Melianthus major, honey flower. A shrubby perennial, this can grow quite large if the conditions suit and frost doesn’t knock it back over winter. I’m growing for the foliage which is beautiful en masse, a lovely sea green, blue almost, and interesting shapes too. In my garden it will probably die back in the winter and go again the following spring. There are those that say it should be pruned back hard regardless as the new foliage is a better colour and it will be a more manageable size too. I have three seedlings. I might stick one in a large pot on the patio, one in the garden, and one for spares.

Melianthus, still minor

Linaria purpurea ‘Canon Went’. Went where, we wonder? To the garden centre, I expect. These might not all come true, some may revert to the more usual purple shades, but I’m hopeful for several in the pink for which the Canon is justly famous. I have a few quite mature plants of the purple variety, I mainly like them for the leaves, but the flowers are obviously welcome to the garden party. They are still in their original 7cm seed pot dormitory, I really need to prick them out into their next individual homes.

Linaria x ‘Canon Went’

Eucomis bicolour, pineapple lily. Not a plant I’ve grown or even bought before. Actually that’s not quite true, I did buy a eucomis comosa ‘Oakhurst’ last year in a rush of plant sale adrenalin. It is doing nothing much yet, so I am wondering if I didn’t provide sufficient protection over the winter. Anyhow, it’s fun to try something new. These have germinated and I suspect more to come. i started this year’s growing season without any grit or vermiculite which I normally use to top dress the pots. Aside from looking neater it also reduces the potential for liverwort or other green slime to take up residence.

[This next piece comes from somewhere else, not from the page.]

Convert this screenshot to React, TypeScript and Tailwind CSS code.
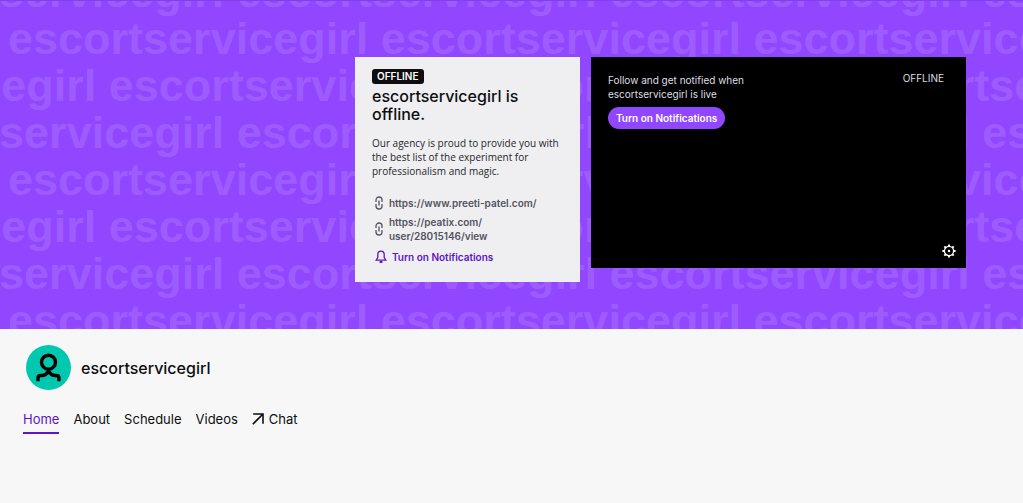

Eucomis bicolour (and liverwort)

Anchusa leptophylla, bugloss. Another one that is new to me, I can apparently expect dark green leaves and small blue flowers with a white centre. A native plant, it’ll be good for the bees.

Aquilegia x ‘Nora Barlow’. I collected these seeds from an excellent plant I’d grown from seed the year before. I am hoping to add to my collection. Nora should be happy in any aspect, including the full shade from whence she came.

That is far from everything, but it’ll do as a decent cross section of what I’m growing (or trying to) this year.

If it doesn’t all get too hectic, I’ll be back in a few weeks with a follow-up to this, hopefully with some germination or growing news.